Open interest is the count of outstanding contracts that have not been offset by an opposite trade or exercised. Rising open interest with rising price suggests fresh longs entering; falling open interest with rising price suggests short covering, which is a weaker signal. In commodities, where physical delivery sits at the end of the contract architecture, open interest near expiry carries extra weight — it shows who is willing to take or make delivery and who is closing out before the last trade date.
The options Greeks are the other half of the picture:
- Delta — directional sensitivity to a one-unit move in the underlying.
- Gamma — how fast delta shifts as the market moves; the curvature of exposure.
- Theta — daily decay of option value over time, or income if you are the writer.

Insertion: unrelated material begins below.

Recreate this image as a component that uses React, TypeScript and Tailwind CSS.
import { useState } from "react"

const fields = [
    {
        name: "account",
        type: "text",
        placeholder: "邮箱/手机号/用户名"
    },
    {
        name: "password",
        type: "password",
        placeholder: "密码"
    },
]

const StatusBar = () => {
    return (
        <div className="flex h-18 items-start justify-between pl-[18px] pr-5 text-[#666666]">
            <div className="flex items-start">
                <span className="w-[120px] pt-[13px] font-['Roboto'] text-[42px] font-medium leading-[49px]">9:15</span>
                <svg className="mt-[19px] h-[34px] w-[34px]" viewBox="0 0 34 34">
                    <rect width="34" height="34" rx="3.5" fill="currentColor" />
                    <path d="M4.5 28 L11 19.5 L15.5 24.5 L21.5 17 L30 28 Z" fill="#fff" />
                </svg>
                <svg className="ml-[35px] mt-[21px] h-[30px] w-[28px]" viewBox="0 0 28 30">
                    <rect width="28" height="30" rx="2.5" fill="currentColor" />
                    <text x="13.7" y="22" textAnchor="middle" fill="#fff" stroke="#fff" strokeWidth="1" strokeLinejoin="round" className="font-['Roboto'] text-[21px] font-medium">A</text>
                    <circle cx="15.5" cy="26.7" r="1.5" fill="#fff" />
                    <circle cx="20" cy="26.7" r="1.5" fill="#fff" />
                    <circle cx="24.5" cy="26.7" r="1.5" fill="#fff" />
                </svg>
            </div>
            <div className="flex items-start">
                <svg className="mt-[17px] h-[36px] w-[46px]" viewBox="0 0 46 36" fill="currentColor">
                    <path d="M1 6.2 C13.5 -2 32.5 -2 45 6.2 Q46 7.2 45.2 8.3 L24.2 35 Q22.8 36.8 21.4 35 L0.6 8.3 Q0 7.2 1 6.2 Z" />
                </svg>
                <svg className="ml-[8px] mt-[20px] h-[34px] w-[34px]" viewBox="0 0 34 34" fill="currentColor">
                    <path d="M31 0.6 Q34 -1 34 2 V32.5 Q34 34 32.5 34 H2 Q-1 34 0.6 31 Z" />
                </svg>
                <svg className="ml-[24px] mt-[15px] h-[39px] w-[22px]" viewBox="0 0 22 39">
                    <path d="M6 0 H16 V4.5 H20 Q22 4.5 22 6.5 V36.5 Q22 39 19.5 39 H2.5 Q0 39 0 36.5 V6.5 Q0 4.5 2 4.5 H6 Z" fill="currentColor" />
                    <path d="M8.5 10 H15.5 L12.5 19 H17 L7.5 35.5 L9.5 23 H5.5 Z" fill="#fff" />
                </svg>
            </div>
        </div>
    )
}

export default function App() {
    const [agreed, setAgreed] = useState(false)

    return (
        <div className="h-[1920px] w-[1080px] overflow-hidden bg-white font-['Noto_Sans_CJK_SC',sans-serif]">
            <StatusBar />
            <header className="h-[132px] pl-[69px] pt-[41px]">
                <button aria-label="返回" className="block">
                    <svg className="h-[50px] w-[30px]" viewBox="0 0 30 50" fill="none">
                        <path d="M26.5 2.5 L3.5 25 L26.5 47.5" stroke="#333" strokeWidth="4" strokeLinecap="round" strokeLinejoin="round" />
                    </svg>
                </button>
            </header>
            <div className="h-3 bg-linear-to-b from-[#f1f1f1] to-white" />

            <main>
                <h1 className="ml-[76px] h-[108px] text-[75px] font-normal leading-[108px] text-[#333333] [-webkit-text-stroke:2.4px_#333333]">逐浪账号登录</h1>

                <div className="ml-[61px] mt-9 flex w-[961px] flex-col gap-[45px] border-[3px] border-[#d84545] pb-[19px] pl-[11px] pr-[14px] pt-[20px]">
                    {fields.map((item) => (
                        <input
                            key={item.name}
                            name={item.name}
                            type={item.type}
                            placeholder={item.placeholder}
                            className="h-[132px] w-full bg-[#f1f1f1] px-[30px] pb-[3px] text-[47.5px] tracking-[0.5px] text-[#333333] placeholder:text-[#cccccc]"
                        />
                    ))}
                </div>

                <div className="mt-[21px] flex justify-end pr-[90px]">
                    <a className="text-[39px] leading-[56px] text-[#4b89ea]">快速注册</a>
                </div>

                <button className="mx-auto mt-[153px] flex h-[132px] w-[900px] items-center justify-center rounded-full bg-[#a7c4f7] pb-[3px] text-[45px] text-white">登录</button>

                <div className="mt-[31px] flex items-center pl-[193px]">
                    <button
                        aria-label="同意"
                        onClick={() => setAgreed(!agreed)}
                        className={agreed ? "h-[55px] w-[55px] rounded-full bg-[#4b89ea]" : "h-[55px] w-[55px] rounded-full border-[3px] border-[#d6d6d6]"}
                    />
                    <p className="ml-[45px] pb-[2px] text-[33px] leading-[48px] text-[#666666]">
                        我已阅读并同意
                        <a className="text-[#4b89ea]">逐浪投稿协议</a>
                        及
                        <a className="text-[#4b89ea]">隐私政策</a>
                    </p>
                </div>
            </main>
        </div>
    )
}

- Vega — sensitivity to a one-point change in implied volatility.
- Rho — sensitivity to interest rates; small in short-dated commodity options.

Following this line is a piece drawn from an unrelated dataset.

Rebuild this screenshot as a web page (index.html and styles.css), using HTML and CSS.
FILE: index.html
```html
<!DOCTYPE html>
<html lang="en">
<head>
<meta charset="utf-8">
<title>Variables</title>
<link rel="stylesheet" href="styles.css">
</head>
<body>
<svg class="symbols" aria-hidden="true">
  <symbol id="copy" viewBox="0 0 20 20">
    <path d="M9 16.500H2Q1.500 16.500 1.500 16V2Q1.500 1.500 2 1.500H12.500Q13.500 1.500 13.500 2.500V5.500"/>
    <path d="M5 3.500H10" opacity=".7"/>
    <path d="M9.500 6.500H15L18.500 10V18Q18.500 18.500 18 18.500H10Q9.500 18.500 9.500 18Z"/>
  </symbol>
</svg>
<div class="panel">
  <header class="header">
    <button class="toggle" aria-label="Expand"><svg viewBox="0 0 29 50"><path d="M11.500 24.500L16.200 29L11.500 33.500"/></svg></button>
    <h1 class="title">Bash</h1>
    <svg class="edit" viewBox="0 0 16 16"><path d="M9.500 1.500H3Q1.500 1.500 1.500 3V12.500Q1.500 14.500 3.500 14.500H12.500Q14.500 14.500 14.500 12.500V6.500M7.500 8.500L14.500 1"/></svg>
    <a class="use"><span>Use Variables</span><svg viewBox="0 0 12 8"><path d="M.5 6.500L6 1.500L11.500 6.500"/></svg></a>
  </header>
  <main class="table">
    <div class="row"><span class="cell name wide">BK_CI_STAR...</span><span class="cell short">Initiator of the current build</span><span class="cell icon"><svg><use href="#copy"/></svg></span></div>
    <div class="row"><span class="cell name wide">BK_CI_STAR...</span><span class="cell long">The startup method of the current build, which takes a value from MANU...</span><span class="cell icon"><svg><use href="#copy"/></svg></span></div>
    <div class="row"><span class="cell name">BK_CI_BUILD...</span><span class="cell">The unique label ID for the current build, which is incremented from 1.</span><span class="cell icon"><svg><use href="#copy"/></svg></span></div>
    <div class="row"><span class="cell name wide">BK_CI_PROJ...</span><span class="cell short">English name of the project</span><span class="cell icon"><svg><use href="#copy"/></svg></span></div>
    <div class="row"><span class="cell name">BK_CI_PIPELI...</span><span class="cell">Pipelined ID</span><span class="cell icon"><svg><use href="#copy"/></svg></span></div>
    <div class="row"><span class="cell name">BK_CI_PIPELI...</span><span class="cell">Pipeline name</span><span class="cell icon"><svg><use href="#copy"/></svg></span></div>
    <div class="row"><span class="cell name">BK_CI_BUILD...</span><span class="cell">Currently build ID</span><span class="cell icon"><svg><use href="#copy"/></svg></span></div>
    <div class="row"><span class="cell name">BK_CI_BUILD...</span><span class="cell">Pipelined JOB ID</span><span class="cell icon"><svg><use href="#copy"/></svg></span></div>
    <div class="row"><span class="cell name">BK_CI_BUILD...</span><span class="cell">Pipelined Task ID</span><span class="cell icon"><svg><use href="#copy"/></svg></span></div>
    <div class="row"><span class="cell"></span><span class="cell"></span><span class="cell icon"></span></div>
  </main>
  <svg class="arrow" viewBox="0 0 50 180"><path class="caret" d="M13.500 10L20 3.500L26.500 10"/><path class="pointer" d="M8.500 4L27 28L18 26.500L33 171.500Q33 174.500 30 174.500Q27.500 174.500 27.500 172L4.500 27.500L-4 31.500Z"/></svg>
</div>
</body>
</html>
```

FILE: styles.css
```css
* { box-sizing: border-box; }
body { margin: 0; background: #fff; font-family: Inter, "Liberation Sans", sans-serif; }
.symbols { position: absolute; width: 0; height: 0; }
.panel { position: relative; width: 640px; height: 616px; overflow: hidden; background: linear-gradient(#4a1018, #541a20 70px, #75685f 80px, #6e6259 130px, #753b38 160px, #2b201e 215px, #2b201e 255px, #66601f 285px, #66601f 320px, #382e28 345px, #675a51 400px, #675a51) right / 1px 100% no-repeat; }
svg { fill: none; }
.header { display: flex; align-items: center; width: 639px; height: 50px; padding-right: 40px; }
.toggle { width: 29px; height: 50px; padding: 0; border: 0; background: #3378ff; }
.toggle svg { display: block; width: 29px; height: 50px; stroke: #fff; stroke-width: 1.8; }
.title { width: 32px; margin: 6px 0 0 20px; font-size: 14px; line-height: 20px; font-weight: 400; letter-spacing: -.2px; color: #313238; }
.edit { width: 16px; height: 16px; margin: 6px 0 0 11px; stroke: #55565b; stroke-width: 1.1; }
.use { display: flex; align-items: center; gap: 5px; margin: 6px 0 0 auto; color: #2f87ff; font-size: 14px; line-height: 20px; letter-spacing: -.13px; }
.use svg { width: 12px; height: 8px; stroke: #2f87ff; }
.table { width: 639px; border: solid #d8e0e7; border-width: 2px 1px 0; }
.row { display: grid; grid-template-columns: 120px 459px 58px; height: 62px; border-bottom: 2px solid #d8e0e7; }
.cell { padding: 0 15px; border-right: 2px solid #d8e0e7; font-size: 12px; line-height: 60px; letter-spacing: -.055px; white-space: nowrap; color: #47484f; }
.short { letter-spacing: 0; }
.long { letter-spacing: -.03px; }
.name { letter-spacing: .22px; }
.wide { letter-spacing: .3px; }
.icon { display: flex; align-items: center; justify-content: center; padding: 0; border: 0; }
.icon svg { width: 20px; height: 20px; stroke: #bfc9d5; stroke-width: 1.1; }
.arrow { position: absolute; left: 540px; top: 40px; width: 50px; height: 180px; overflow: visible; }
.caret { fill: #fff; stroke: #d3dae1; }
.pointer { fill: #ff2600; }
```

For a hedger these are not abstractions. A copper smelter writing covered calls cares about theta (daily premium income), gamma (how quickly delta will move if LME three-month breaks out of range), and vega (how much that theta is worth if implied vol falls). A protective-put buyer worries primarily about the put's gamma near expiry — when the option moves most aggressively per dollar move in the underlying, and when it expires worthless if the floor never gets hit.
The four setups are not winning trades on their own. The trade works when the operator is plugged into the same logistics data that drives the spot price in the first place: LME warrant cancellations, COMEX registered stocks, freight spread moves, refinery turnarounds, smelter bottlenecks, port queueing at Qingdao or Vlissingen. The options are the lever. The physical reality is the load. Miss the physical reality and the cheapest covered call in the world is just premium being transferred to someone who is watching the tonnage.